Using On-Chain Data in AI Quant Signals

On-chain data can enrich crypto research, but wallet flows, exchange balances, and protocol metrics are noisy and easy to misinterpret.

On-chain data is one reason crypto markets are unusual. Many transactions, balances, protocol actions, and token movements are visible on public ledgers. This creates a rich source of potential features for AI quant research.

Common on-chain features include exchange inflows and outflows, large wallet transfers, stablecoin issuance, active addresses, transaction fees, staking activity, protocol revenue, total value locked, and token holder concentration. These variables can describe behavior that traditional market data may miss.

The challenge is interpretation. A transfer to an exchange wallet may indicate potential selling pressure, but it can also be internal exchange movement, custody rebalancing, or mislabeled activity. A rise in active addresses may indicate adoption, spam, airdrop farming, or bot behavior.

Data quality matters. Wallet labels can be incomplete. Entity clustering can change. Some data providers revise classifications. Different chains have different accounting models. A feature that looks clean in a dashboard may be less clean when used in a strict time-series model.

AI models can help combine on-chain features with price, volume, volatility, funding, and sentiment data. But the model should be validated across regimes and assets. On-chain signals may work during some market cycles and fail during others.

Researchers should also respect latency. A signal is only tradable if the data would have been available before the decision. Backtests should use timestamped data as it would have existed at the time.

On-chain data is powerful because it expands what researchers can observe. It is risky because observability can create false confidence. The best use is careful, skeptical, and paired with strong validation.

Research Question

How can on-chain data be used in AI quant research without mistaking visibility for certainty?

Why This Matters

Public ledgers expose transaction activity, but raw visibility does not equal clear interpretation.
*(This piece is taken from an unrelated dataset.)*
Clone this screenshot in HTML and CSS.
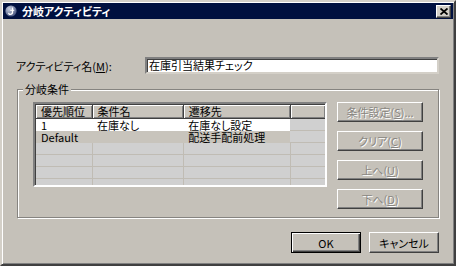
FILE: index.html
```html
<!DOCTYPE html>
<html lang="ja">
<head>
    <meta charset="UTF-8">
    <title>分岐アクティビティ</title>
    <link rel="stylesheet" href="styles.css">
</head>
<body>
    <div class="window">
        <div class="titlebar">
            <svg class="app-icon" width="12" height="12" viewBox="0 0 12 12">
                <defs>
                    <radialGradient id="g" cx="0.35" cy="0.3" r="0.8">
                        <stop offset="0" stop-color="#c8cfe0"/>
                        <stop offset="1" stop-color="#3c4a78"/>
                    </radialGradient>
                </defs>
                <circle cx="6" cy="6" r="5.6" fill="url(#g)"/>
                <path d="M7.5 2.5 L7.5 7.2 Q7.5 9.3 5.3 9.3 Q3.6 9.3 3.8 7.8" fill="none" stroke="#fff" stroke-width="1.3"/>
                <path d="M5.2 5.3 L9.2 5.3" stroke="#fff" stroke-width="1.1"/>
            </svg>
            <span class="title">分岐アクティビティ</span>
            <button class="close-btn">
                <svg width="8" height="7" viewBox="0 0 8 7">
                    <path d="M0.5 0.5 L7.5 6.5 M7.5 0.5 L0.5 6.5" stroke="#000" stroke-width="1.8"/>
                </svg>
            </button>
        </div>

        <div class="content">
            <div class="name-row">
                <label class="name-label">アクティビティ名(<u>M</u>):</label>
                <div class="textbox">在庫引当結果チェック</div>
            </div>

            <div class="group">
                <span class="group-title">分岐条件</span>
                <div class="grid">
                    <table>
                        <tr class="head">
                            <th class="c1">優先順位</th>
                            <th class="c2">条件名</th>
                            <th class="c3">遷移先</th>
                            <th class="c4"></th>
                        </tr>
                        <tr class="sel">
                            <td>1</td>
                            <td>在庫なし</td>
                            <td>在庫なし設定</td>
                            <td class="blank"></td>
                        </tr>
                        <tr class="def">
                            <td>Default</td>
                            <td></td>
                            <td>配送手配前処理</td>
                            <td class="blank"></td>
                        </tr>
                        <tr class="empty"><td></td><td></td><td></td><td></td></tr>
                        <tr class="empty"><td></td><td></td><td></td><td></td></tr>
                        <tr class="empty"><td></td><td></td><td></td><td></td></tr>
                        <tr class="empty"><td></td><td></td><td></td><td></td></tr>
                    </table>
                </div>
                <div class="side-buttons">
                    <button class="btn disabled">条件設定(<u>S</u>)...</button>
                    <button class="btn disabled">クリア(<u>C</u>)</button>
                    <button class="btn disabled">上へ(<u>U</u>)</button>
                    <button class="btn disabled">下へ(<u>D</u>)</button>
                </div>
            </div>

            <div class="footer">
                <button class="btn default">OK</button>
                <button class="btn">キャンセル</button>
            </div>
        </div>
    </div>
</body>
</html>
```

FILE: styles.css
```css
body {
    margin: 0;
    padding: 0;
    background-color: #c5c1b9;
    font-family: "Noto Sans CJK JP", "Liberation Sans", sans-serif;
    font-size: 11px;
    font-feature-settings: "palt";
    color: #000;
}

.window {
    width: 456px;
    height: 266px;
    box-sizing: border-box;
    padding: 1px;
    border: 2px solid;
    border-color: #d4d0c8 #404040 #404040 #d4d0c8;
    box-shadow: inset 1px 1px 0 #fff, inset -1px -1px 0 #808080;
    background-color: #c5c1b9;
    overflow: hidden;
}

.titlebar {
    height: 16px;
    display: flex;
    align-items: center;
    padding: 0 2px 0 2px;
    background-color: #00103f;
    color: #fff;
}

.app-icon {
    margin-right: 5px;
}

.title {
    flex: 1;
    font-weight: bold;
    font-size: 11px;
    line-height: 14px;
}

.close-btn {
    width: 15px;
    height: 13px;
    padding: 0;
    display: flex;
    align-items: center;
    justify-content: center;
    background-color: #d4d0c8;
    border: 1px solid;
    border-color: #fff #404040 #404040 #fff;
    box-shadow: inset -1px -1px 0 #808080;
}

.content {
    padding: 38px 14px 0 13px;
}

.name-row {
    display: flex;
    align-items: center;
    height: 17px;
}

.name-label {
    width: 129px;
    line-height: 14px;
}

.textbox {
    flex: 1;
    height: 17px;
    box-sizing: border-box;
    padding: 0 2px;
    line-height: 13px;
    background-color: #fff;
    border: 2px solid;
    border-color: #808080 #d4d0c8 #d4d0c8 #808080;
    box-shadow: inset 1px 1px 0 #404040;
    white-space: nowrap;
}

.group {
    position: relative;
    display: flex;
    align-items: flex-start;
    margin: 15px 0 0 1px;
    padding: 12px 0 8px 15px;
    border: 1px solid #868480;
    box-shadow: 1px 1px 0 #fff, inset 1px 1px 0 #fff;
}

.group-title {
    position: absolute;
    top: -8px;
    left: 5px;
    padding: 0 2px;
    line-height: 14px;
    background-color: #c5c1b9;
}

.grid {
    width: 294px;
    height: 85px;
    box-sizing: border-box;
    overflow: hidden;
    border: 2px solid;
    border-color: #808080 #fff #fff #808080;
    box-shadow: inset 1px 1px 0 #404040;
    background-color: #d0d0d0;
}

.grid table {
    border-collapse: collapse;
    table-layout: fixed;
    width: 290px;
    margin: 1px 0 0 1px;
}

.grid th,
.grid td {
    padding: 0 0 0 5px;
    height: 12px;
    line-height: 12px;
    font-weight: normal;
    text-align: left;
    white-space: nowrap;
    box-sizing: border-box;
}

.grid th {
    height: 13px;
    background-color: #c8c4bc;
    border-right: 1px solid #404040;
    border-bottom: 1px solid #404040;
    box-shadow: inset 1px 1px 0 #fff, inset -1px -1px 0 #808080;
}

.grid .c1 { width: 56px; }
.grid .c2 { width: 91px; }
.grid .c3 { width: 107px; }
.grid .c4 { width: 35px; }

.sel td {
    background-color: #fff;
}

.def td {
    background-color: #c8c4bc;
}

.grid td.blank {
    background-color: #d0d0d0;
    border-right: 1px solid #c0bcb4;
    border-bottom: 1px solid #c0bcb4;
}

.empty td {
    border-right: 1px solid #c0bcb4;
    border-bottom: 1px solid #c0bcb4;
}

.side-buttons {
    display: flex;
    flex-direction: column;
    gap: 9px;
    margin-left: 10px;
}

.btn {
    height: 20px;
    width: 86px;
    padding: 0;
    font-family: "Noto Sans CJK JP", "Liberation Sans", sans-serif;
    font-size: 11px;
    font-feature-settings: "palt";
    line-height: 14px;
    color: #000;
    background-color: #c5c1b9;
    border: 1px solid;
    border-color: #fff #404040 #404040 #fff;
    box-shadow: inset -1px -1px 0 #808080;
}

.btn.disabled {
    color: #8a8782;
    text-shadow: 1px 1px 0 #fff;
}

.footer {
    display: flex;
    justify-content: flex-end;
    gap: 8px;
    margin-top: 14px;
}

.footer .btn {
    width: 70px;
    height: 21px;
}

.btn.default {
    border: 1px solid #000;
    box-shadow: inset 1px 1px 0 #fff, inset -1px -1px 0 #404040, inset -2px -2px 0 #808080;
}
```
Wallet labels, entity clustering, protocol behavior, and delayed data pipelines can all change what a signal appears to mean.

Practical Example

An exchange inflow spike may look like selling pressure. It may also be an internal wallet transfer, a custody rebalancing event, or a mislabeled address. A stronger feature design compares multiple providers, checks timing, and pairs the flow with market liquidity and volatility context.

Evidence Checklist

Identify the provider, chain, wallet-label method, and refresh schedule.
Check whether labels changed during the historical period.
Combine on-chain features with price, volume, and liquidity context.
Test whether the signal works outside the event that inspired it.

Known Limitations

Wallet labels can be wrong, incomplete, or revised.
On-chain activity can be caused by bots, airdrops, or protocol mechanics.
Data latency may make a signal less tradable than it appears.
Some useful flows are hidden inside custodians or off-chain venues.

Reader Actions

Write a plain-language interpretation for each on-chain feature.
Check the same event across at least two data sources when possible.
Test a feature after excluding extreme one-off events.
Separate adoption metrics from trading-pressure metrics.